Monday, June 11, 2007

Annotations for objects

I've just implemented basic text annotations for Step. Now you can add text items to the scene, very soon you will be able to associate annotations with the objects. What I still can't decide is the appearance of the annotations. I see two possible options:
- text in a frame (like KNotes) resizeable by mouse.
- free-running text without a frame dynamically resizeable as you type

Wednesday, June 6, 2007

Editing and threading

Recently I've implemented threading in Step. This is (still) not parallel computation, but doing all calculations in one dedicated thread to keep GUI responsive and allow the user to abort calculations at any time.

In Step the user can edit the scene while simulation is running but this can't be done in the middle of timestep. So I need to use mutex to serialize access to the scene: the mutex is locked by calculating thread while performing timestep and by GUI thread while altering objects. The problem arises when calculation of one timestep becomes too long (for example if user sets too low tolerance): if GUI tries to lock the mutex it becomes unresponsive till the end of the timestep and the user can't abort the calculation !
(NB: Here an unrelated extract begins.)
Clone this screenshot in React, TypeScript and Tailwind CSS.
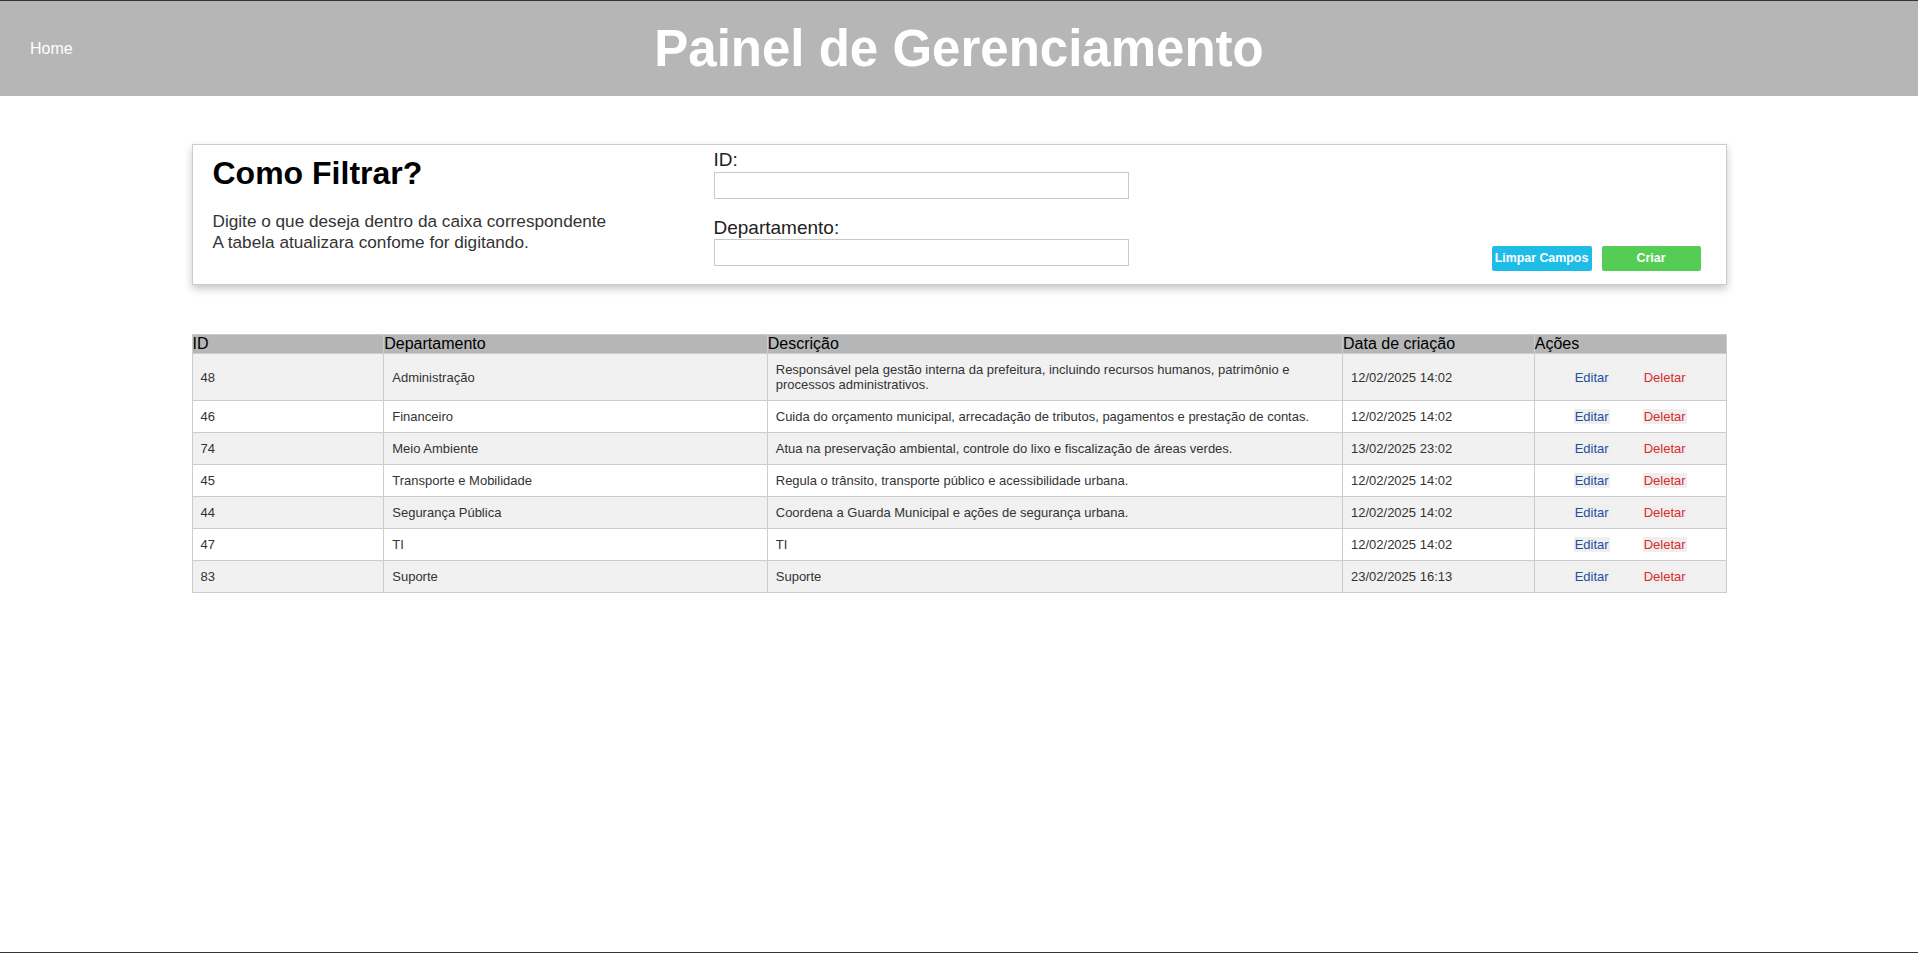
import React from "react";

const rows = [
  { id: "48", dep: "Administração", desc: "Responsável pela gestão interna da prefeitura, incluindo recursos humanos, patrimônio e processos administrativos.", date: "12/02/2025 14:02" },
  { id: "46", dep: "Financeiro", desc: "Cuida do orçamento municipal, arrecadação de tributos, pagamentos e prestação de contas.", date: "12/02/2025 14:02" },
  { id: "74", dep: "Meio Ambiente", desc: "Atua na preservação ambiental, controle do lixo e fiscalização de áreas verdes.", date: "13/02/2025 23:02" },
  { id: "45", dep: "Transporte e Mobilidade", desc: "Regula o trânsito, transporte público e acessibilidade urbana.", date: "12/02/2025 14:02" },
  { id: "44", dep: "Segurança Pública", desc: "Coordena a Guarda Municipal e ações de segurança urbana.", date: "12/02/2025 14:02" },
  { id: "47", dep: "TI", desc: "TI", date: "12/02/2025 14:02" },
  { id: "83", dep: "Suporte", desc: "Suporte", date: "23/02/2025 16:13" },
];

export default function App() {
  return (
    <div className="w-full h-[953px] bg-white border-t border-b border-[#333] font-['Liberation_Sans',Arial,sans-serif] overflow-hidden">
      <header className="h-[95px] bg-[#b7b6b7] grid grid-cols-[1fr_auto_1fr] items-center">
        <div className="pl-[30px] text-white text-[16px] leading-[18px]">Home</div>
        <h1 className="text-white font-bold text-[51px] leading-none">Painel de Gerenciamento</h1>
        <div />
      </header>

      <section className="w-[1535px] mx-auto mt-[48px] h-[141px] bg-white border border-[#cccccc] shadow-[0_4px_8px_rgba(0,0,0,0.22)] flex pl-[20px] pr-[25px]">
        <div className="w-[501px] shrink-0">
          <h2 className="mt-[10px] text-[32px] font-bold leading-[37px] text-black">Como Filtrar?</h2>
          <p className="mt-[19px] text-[17.2px] leading-[21px] text-[#333]">
            Digite o que deseja dentro da caixa correspondente
            <br />
            A tabela atualizara confome for digitando.
          </p>
        </div>
        <div className="w-[415px] shrink-0 pt-[4px] text-[#222]">
          <div className="text-[19px] leading-[22px]">ID:</div>
          <input className="mt-[1px] block w-[415px] h-[27px] border border-[#c8c8c8] bg-white outline-none" />
          <div className="mt-[18px] text-[19px] leading-[22px]">Departamento:</div>
          <input className="block w-[415px] h-[27px] border border-[#c8c8c8] bg-white outline-none" />
        </div>
        <div className="flex-1 flex items-end justify-end gap-[10px] pb-[13px]">
          <button className="w-[100px] h-[25px] rounded-[2px] bg-[#1ebde8] text-white font-bold text-[12.4px] leading-none">Limpar Campos</button>
          <button className="w-[99px] h-[25px] rounded-[2px] bg-[#55cd55] text-white font-bold text-[12.4px] leading-none">Criar</button>
        </div>
      </section>

      <table className="w-[1535px] mx-auto mt-[49px] table-fixed border-collapse">
        <colgroup>
          <col className="w-[12.5%]" />
          <col className="w-[25%]" />
          <col className="w-[37.5%]" />
          <col className="w-[12.5%]" />
          <col className="w-[12.5%]" />
        </colgroup>
        <thead>
          <tr className="bg-[#b7b6b7]">
            {["ID", "Departamento", "Descrição", "Data de criação", "Ações"].map((h) => (
              <th key={h} className="p-0 text-left font-normal text-[16px] leading-[18px] text-black border border-[#cccccc]">{h}</th>
            ))}
          </tr>
        </thead>
        <tbody>
          {rows.map((r, i) => (
            <tr key={r.id} className={i % 2 === 0 ? "bg-[#f1f1f1]" : "bg-white"}>
              <td className="p-[8px] text-[13px] leading-[15px] text-[#333] border border-[#cccccc]">{r.id}</td>
              <td className="p-[8px] text-[13px] leading-[15px] text-[#333] border border-[#cccccc]">{r.dep}</td>
              <td className="p-[8px] text-[13px] leading-[15px] text-[#333] border border-[#cccccc]">{r.desc}</td>
              <td className="p-[8px] text-[13px] leading-[15px] text-[#333] border border-[#cccccc]">{r.date}</td>
              <td className="p-[8px] text-[13px] leading-[15px] border border-[#cccccc]">
                <div className="flex justify-center gap-[33px]">
                  <button className="px-[1px] bg-[#efefef] text-[#1d4fa3] text-[13px] leading-[15px]">Editar</button>
                  <button className="px-[1px] bg-[#efefef] text-[#d92b2b] text-[13px] leading-[15px]">Deletar</button>
                </div>
              </td>
            </tr>
          ))}
        </tbody>
      </table>
    </div>
  );
}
The obvious solution is to abort current timestep as soon as the user starts altering the scene and restart it later. But this can slow down the simulation and make it not smooth. My solution is to first try locking with timeout and abort the timestep only if locking fails:

// Try to lock but do not wait mode than one frame
if(!mutex->tryLock(1000/_simulationFps)) {
abortCurrentFrame();
mutex->lock();
}

With such approach simulation will be slowed down only if it is already slow (i.e. when simulation of one frame simulation takes longer then 1/FPS). In the other case simulation will proceed smoothly and user actions will be delayed only slightly.